Everything from the first line of the data through the line with "const LINK = '#1C32B4';" is to be echoed exactly, minus the pictures.

┄┄┄┄┄┄┄┄┄┄┄┄┄┄┄┄┄┄┄┄

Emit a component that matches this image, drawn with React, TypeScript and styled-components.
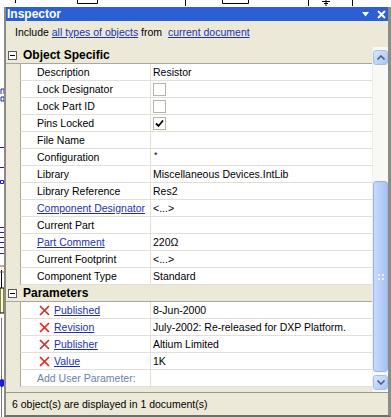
import React from 'react';
import styled, { createGlobalStyle } from 'styled-components';

const GlobalStyle = createGlobalStyle`
  html, body {
    margin: 0;
    padding: 0;
    background: #ffffff;
  }
  body {
    font-family: 'Liberation Sans', Arial, sans-serif;
    font-size: 10.5px;
    color: #000000;
  }
`;

const BEIGE = '#ECE9D8';
const LINK = '#1C32B4';

const Page = styled.div`
  position: relative;
  width: 391px;
  height: 417px;
  overflow: hidden;
  background: #ffffff;
  padding: 7px 0 0 4px;
  box-sizing: border-box;
`;

const Canvas = styled.svg`
  position: absolute;
  left: 0;
  top: 0;
`;

const Panel = styled.div`
  position: relative;
  width: 387px;
  height: 410px;
  box-sizing: border-box;
  border-left: 2px solid #8d8b82;
  border-right: 3px solid #8d8b82;
  border-bottom: 2px solid #6f6e68;
  background: ${BEIGE};
  display: flex;
  flex-direction: column;
`;

const TitleBar = styled.div`
  height: 14px;
  background: #2a5fd6;
  color: #ffffff;
  display: flex;
  align-items: center;
  padding: 0 2px 0 1px;
`;

const Title = styled.span`
  font-weight: bold;
  font-size: 12px;
  flex: 1;
  line-height: 14px;
`;

const TitleButtons = styled.div`
  display: flex;
  align-items: center;
  gap: 8px;
`;

const IncludeBar = styled.div`
  height: 26px;
  box-sizing: border-box;
  padding: 0 0 4px 9px;
  display: flex;
  align-items: center;
  white-space: pre;
`;

const Link = styled.span`
  color: ${LINK};
  text-decoration: underline;
`;

const Body = styled.div`
  display: flex;
  height: 345px;
`;

const List = styled.div`
  flex: 1;
  display: flex;
  flex-direction: column;
`;

const SectionHeader = styled.div`
  height: 17px;
  box-sizing: border-box;
  display: flex;
  align-items: center;
  gap: 6px;
  padding-left: 2px;
  font-weight: bold;
  font-size: 12px;
  border-bottom: 1px solid #a9a79c;
`;

const Collapse = styled.span`
  width: 9px;
  height: 9px;
  box-sizing: border-box;
  border: 1px solid #5a5a5a;
  background: #ffffff;
  position: relative;
  &::after {
    content: '';
    position: absolute;
    left: 1px;
    right: 1px;
    top: 3px;
    height: 1px;
    background: #000000;
  }
`;

const Row = styled.div`
  display: grid;
  grid-template-columns: 14px 130px 1fr;
  height: 17px;
`;

const Gutter = styled.div`
  background: ${BEIGE};
`;

const Cell = styled.div<{ $pad: number }>`
  background: #ffffff;
  border-left: 1px solid ${(p) => (p.$pad > 10 ? '#a9a79c' : '#e2e0d6')};
  border-bottom: 1px solid #e2e0d6;
  box-sizing: border-box;
  display: flex;
  align-items: center;
  gap: 4px;
  padding-left: ${(p) => p.$pad}px;
  white-space: nowrap;
  overflow: hidden;
  line-height: 16px;
`;

const NameLink = styled.span`
  color: ${LINK};
  text-decoration: underline;
`;

const AddParam = styled.span`
  color: #6a83b0;
`;

const Check = styled.span`
  width: 13px;
  height: 13px;
  box-sizing: border-box;
  border: 1px solid #b7b5aa;
  background: #ffffff;
  display: flex;
  align-items: center;
  justify-content: center;
`;

const Star = styled.span`
  font-size: 9px;
  line-height: 9px;
  align-self: flex-start;
  margin-top: 2px;
  padding-left: 1px;
`;

const Filler = styled.div`
  flex: 1;
  background: ${BEIGE};
`;

const ScrollBar = styled.div`
  width: 16px;
  background: #f8f8f4;
  border-left: 1px solid #efeee8;
  box-sizing: border-box;
  display: flex;
  flex-direction: column;
  align-items: center;
  padding: 3px 0 0;
`;

const ScrollButton = styled.div`
  width: 15px;
  height: 15px;
  box-sizing: border-box;
  border: 1px solid #a7bff0;
  border-radius: 3px;
  background: linear-gradient(135deg, #dce7fd 0%, #c1d4fb 50%, #abc3f5 100%);
  display: flex;
  align-items: center;
  justify-content: center;
`;

const Track = styled.div<{ $h: number }>`
  height: ${(p) => p.$h}px;
`;

const Thumb = styled.div`
  width: 15px;
  height: 191px;
  box-sizing: border-box;
  border: 1px solid #98b3e8;
  border-radius: 3px;
  background: linear-gradient(90deg, #c9dafc 0%, #b9cefb 45%, #a9c2f4 100%);
  display: flex;
  align-items: center;
  justify-content: center;
`;

const StatusBar = styled.div`
  flex: 1;
  border-top: 1px solid #9b998e;
  display: flex;
  align-items: center;
  padding-left: 6px;
`;

const RedX = () => (
  <svg width="11" height="11" viewBox="0 0 11 11">
    <path d="M1 1 L10 10 M10 1 L1 10" stroke="#e02a1f" strokeWidth="1.7" />
  </svg>
);

const CheckMark = () => (
  <svg width="9" height="9" viewBox="0 0 9 9">
    <path d="M1 4.5 L3.5 7 L8 1.5" stroke="#000" strokeWidth="1.8" fill="none" />
  </svg>
);

type Item = {
  name: string;
  value?: React.ReactNode;
  link?: boolean;
  param?: boolean;
};

const objectRows: Item[] = [
  { name: 'Description', value: 'Resistor' },
  { name: 'Lock Designator', value: <Check /> },
  { name: 'Lock Part ID', value: <Check /> },
  { name: 'Pins Locked', value: <Check><CheckMark /></Check> },
  { name: 'File Name' },
  { name: 'Configuration', value: <Star>*</Star> },
  { name: 'Library', value: 'Miscellaneous Devices.IntLib' },
  { name: 'Library Reference', value: 'Res2' },
  { name: 'Component Designator', value: '<...>', link: true },
  { name: 'Current Part' },
  { name: 'Part Comment', value: '220Ω', link: true },
  { name: 'Current Footprint', value: '<...>' },
  { name: 'Component Type', value: 'Standard' },
];

const paramRows: Item[] = [
  { name: 'Published', value: '8-Jun-2000', param: true },
  { name: 'Revision', value: 'July-2002: Re-released for DXP Platform.', param: true },
  { name: 'Publisher', value: 'Altium Limited', param: true },
  { name: 'Value', value: '1K', param: true },
];

const PropRow = ({ item }: { item: Item }) => (
  <Row>
    <Gutter />
    <Cell $pad={item.param ? 18 : 16}>
      {item.param && <RedX />}
      {item.link || item.param ? <NameLink>{item.name}</NameLink> : item.name}
    </Cell>
    <Cell $pad={2}>{item.value}</Cell>
  </Row>
);

const Schematic = () => (
  <Canvas width="391" height="417" viewBox="0 0 391 417">
    <g stroke="#000" strokeWidth="1" fill="none">
      <path d="M15.5 0 V3" />
      <path d="M77.5 0 V3.5 H97.5 V0" />
      <path d="M185.5 0 V6" />
      <path d="M222.5 0 V3.5 H248.5 V0" />
      <path d="M308.5 0 V6" />
      <path d="M322 1.5 H330 M324 3.5 H328 M326 0 V6" />
      <path d="M352.5 0 V6" />
      <path d="M1.5 270 V292" />
      <path d="M1.5 318 V417" stroke="#777" />
    </g>
    <g stroke="#1a1ad8" strokeWidth="1" fill="none">
      <path d="M1 89 H4 M1 89 V94 M4 89 V94" />
      <path d="M1 97 H4 V101 H1 Z" />
      <path d="M0 147.5 H4" />
      <path d="M0 167.5 H4" />
      <path d="M0.5 180.5 H3.5 V183.5 H0.5 Z" />
      <path d="M0 227.5 H4 M0 232.5 H4 M0 237.5 H4 M0 242.5 H4 M0 247.5 H4 M0 253.5 H4" />
    </g>
    <path d="M0 266 H4 M0 272 H4" stroke="#a0522d" strokeWidth="1" />
    <rect x="0" y="288" width="4" height="25" fill="#ffffc0" stroke="#000" strokeWidth="1" />
    <ellipse cx="2" cy="383" rx="2.5" ry="4" fill="#1a1ae0" />
  </Canvas>
);

export default function App() {
  return (
    <>
      <GlobalStyle />
      <Page>
        <Schematic />
        <Panel>
          <TitleBar>
            <Title>Inspector</Title>
            <TitleButtons>
              <svg width="7" height="5" viewBox="0 0 7 5">
                <path d="M0 0 H7 L3.5 4.5 Z" fill="#ffffff" />
              </svg>
              <svg width="9" height="9" viewBox="0 0 9 9">
                <path d="M1 1 L8 8 M8 1 L1 8" stroke="#ffffff" strokeWidth="2" />
              </svg>
            </TitleButtons>
          </TitleBar>
          <IncludeBar>
            Include <Link>all types of objects</Link> from  <Link>current document</Link>
          </IncludeBar>
          <Body>
            <List>
              <SectionHeader>
                <Collapse />
                Object Specific
              </SectionHeader>
              {objectRows.map((r) => (
                <PropRow key={r.name} item={r} />
              ))}
              <SectionHeader>
                <Collapse />
                Parameters
              </SectionHeader>
              {paramRows.map((r) => (
                <PropRow key={r.name} item={r} />
              ))}
              <Row>
                <Gutter />
                <Cell $pad={16}>
                  <AddParam>Add User Parameter:</AddParam>
                </Cell>
                <Cell $pad={2} />
              </Row>
              <Filler />
            </List>
            <ScrollBar>
              <ScrollButton>
                <svg width="8" height="5" viewBox="0 0 8 5">
                  <path d="M0.5 4.5 L4 1 L7.5 4.5" stroke="#4d6185" strokeWidth="1.6" fill="none" />
                </svg>
              </ScrollButton>
              <Track $h={116} />
              <Thumb>
                <svg width="6" height="6" viewBox="0 0 6 6">
                  <g fill="#eef3fe">
                    <rect x="0" y="0" width="2" height="2" />
                    <rect x="4" y="0" width="2" height="2" />
                    <rect x="0" y="4" width="2" height="2" />
                    <rect x="4" y="4" width="2" height="2" />
                  </g>
                </svg>
              </Thumb>
              <Track $h={3} />
              <ScrollButton>
                <svg width="8" height="5" viewBox="0 0 8 5">
                  <path d="M0.5 0.5 L4 4 L7.5 0.5" stroke="#4d6185" strokeWidth="1.6" fill="none" />
                </svg>
              </ScrollButton>
            </ScrollBar>
          </Body>
          <StatusBar>6 object(s) are displayed in 1 document(s)</StatusBar>
        </Panel>
      </Page>
    </>
  );
}
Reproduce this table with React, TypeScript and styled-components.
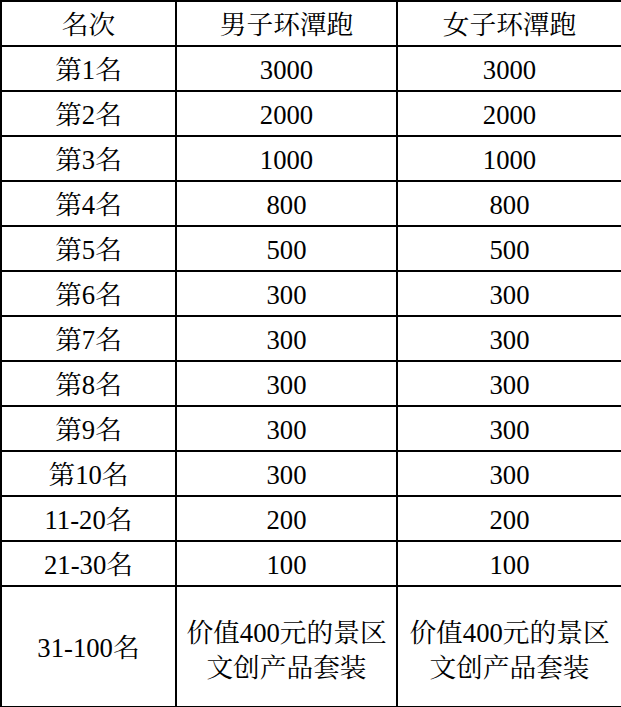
import React from 'react';
import styled, { createGlobalStyle } from 'styled-components';

const GlobalStyle = createGlobalStyle`
  html, body {
    margin: 0;
    padding: 0;
    background: #ffffff;
  }
`;

const Table = styled.table`
  border-collapse: collapse;
  width: 621px;
  table-layout: fixed;
  font-family: 'Liberation Serif', 'Noto Serif CJK SC', 'Noto Sans CJK SC', serif;
  font-size: 26.7px;
  color: #000000;
`;

const Row = styled.tr<{ $tall?: boolean }>`
  height: ${(p) => (p.$tall ? '121px' : '45px')};
`;

const Cell = styled.td<{ $lines?: boolean }>`
  border: 2px solid #000000;
  text-align: center;
  vertical-align: middle;
  padding: ${(p) => (p.$lines ? '8px 4px 0' : '3px 4px 0')};
  line-height: 35px;
  white-space: nowrap;
`;

const rows: [string, string][] = [
  ['第1名', '3000'],
  ['第2名', '2000'],
  ['第3名', '1000'],
  ['第4名', '800'],
  ['第5名', '500'],
  ['第6名', '300'],
  ['第7名', '300'],
  ['第8名', '300'],
  ['第9名', '300'],
  ['第10名', '300'],
  ['11-20名', '200'],
  ['21-30名', '100'],
];

const App: React.FC = () => {
  return (
    <>
      <GlobalStyle />
      <Table>
        <colgroup>
          <col style={{ width: 175 }} />
          <col style={{ width: 221 }} />
          <col style={{ width: 225 }} />
        </colgroup>
        <tbody>
          <Row>
            <Cell>名次</Cell>
            <Cell>男子环潭跑</Cell>
            <Cell>女子环潭跑</Cell>
          </Row>
          {rows.map(([rank, prize]) => (
            <Row key={rank}>
              <Cell>{rank}</Cell>
              <Cell>{prize}</Cell>
              <Cell>{prize}</Cell>
            </Row>
          ))}
          <Row $tall>
            <Cell>31-100名</Cell>
            <Cell $lines>
              价值400元的景区
              <br />
              文创产品套装
            </Cell>
            <Cell $lines>
              价值400元的景区
              <br />
              文创产品套装
            </Cell>
          </Row>
        </tbody>
      </Table>
    </>
  );
};

export default App;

┄┄┄┄┄┄┄┄┄┄┄┄┄┄┄┄┄┄┄┄

= Full solution =
Emit a component that matches this image, drawn with React, TypeScript and styled-components.
import React from 'react';
import styled, { createGlobalStyle } from 'styled-components';

const GlobalStyle = createGlobalStyle`
  html, body {
    margin: 0;
    padding: 0;
    background: #ffffff;
  }
  body {
    font-family: 'Liberation Sans', Arial, sans-serif;
    font-size: 10.5px;
    color: #000000;
  }
`;

const BEIGE = '#ECE9D8';
const LINK = '#1C32B4';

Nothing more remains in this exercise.